Honestly I'm not sure what the ultimate purpose is/will be. Really I'm just doing it because it's fun to make. Though Unity runs almost everywhere (Windows, OS X, iOS, Android/Ouya, web browser, Windows Store/Phone, etc) so if I can pull it off the end result will be a (free) Quake engine for a bunch of devices. Really now I'm just doing it as a programming project based around one of my favorite games.
 Visual C++ Redist
#1169 posted by ALLCAPS on 2013/10/19 14:35:41
You might also need the Visual C++ runtime on 64 bit, which is here (it's tiny) http://www.microsoft.com/en-gb/download/confirmation.aspx?id=14632
 Blogs Again
#1170 posted by Preach on 2013/10/19 16:21:43
Not had much chance to get things on my blog recently, but put out a short article today.
http://tomeofpreach.wordpress.com/2013/10/19/random-entities-find/
It's a combination of a neat mathematical trick and a little bit of glue code which allows you to select one entity at random from find or findradius result sets. There's also a pattern at the end for writing find loops, so you don't have to repeat your find code at all. Whether it's an actual improvement or not is up for discussion...
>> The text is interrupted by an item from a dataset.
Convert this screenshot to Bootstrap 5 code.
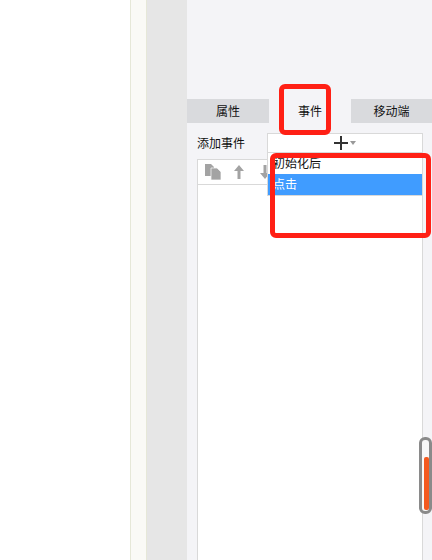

 32/64 Bit Builds Of UQuake
#1171 posted by ALLCAPS on 2013/10/19 23:18:06
Sorry for the 64-bit snafu. Also sorry for using Dropbox, it's not the best for sharing public files. Lets try Github instead.
https://github.com/mikezila/uQuake1/tree/master/Builds
Pick your favorite flavor, 32 or 64. You might need the Visual C++ 2010 runtime if it complains about Mono.